Coding for Graphics and a BBC House Style

Since I discovered the ggplot2 R graphics package, and read Leland Wilkinson’s The Grammar of Graphics book that underpins its design philosophy, it’s hugely influenced the way I think about the creation of custom graphics.

The separation of visual appearance from the underlying graphical model is very powerful. The web works in a similar way: the same HTML coded website can presented in a myriad different ways by the application of different CSS styles, without making any changes to the underlying HTML at all. Check out the CSS Zen Garden for over 200 examples of the same web content, presented differently using CSS styling.

A recent blog post by the BBC Visual and Data Journalism team — How the BBC Visual and Data Journalism team works with graphics in R — suggests they had a similar epiphany:

In March last year, we published our first chart made from start to finish using ggplot2.

Since then, change has been quick.

ggplot2 gives you far more control and creativity than a chart tool and allows you to go beyond a limited number of graphics.

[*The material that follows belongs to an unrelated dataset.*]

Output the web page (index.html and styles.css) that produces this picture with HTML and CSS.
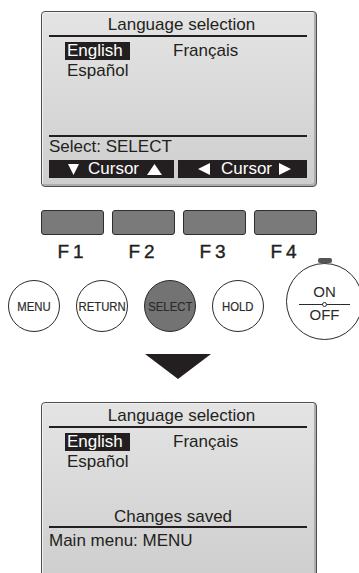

Working with scripts saves a huge amount of time and effort, in particular when working with data that needs updating regularly, with reproducibility a key requirement of our workflow.

In short, it was a game changer, so we quickly turned our attention to how best manage this newly-discovered power.

The approach they took was to create a cookbook in which to collect and curate useful recipes for creating particular types of graphic: you can find the BBC R Cookbook here.

The other other thing they did was create a BBC News ggplot2 house style: bbplot.

At the OU, where graphics production is still a cottage industry involving academics producing badly drawn sketches that get given to artists who return proper illustrations in a house style that need a tweak here or a tweak there communicated by the author making red pen annotations to printed out versions of the graphic etc etc, I keep on wondering why we don’t use powerful code based graphics packages for writing diagrams, and why we don’t have a house style designed for use with them.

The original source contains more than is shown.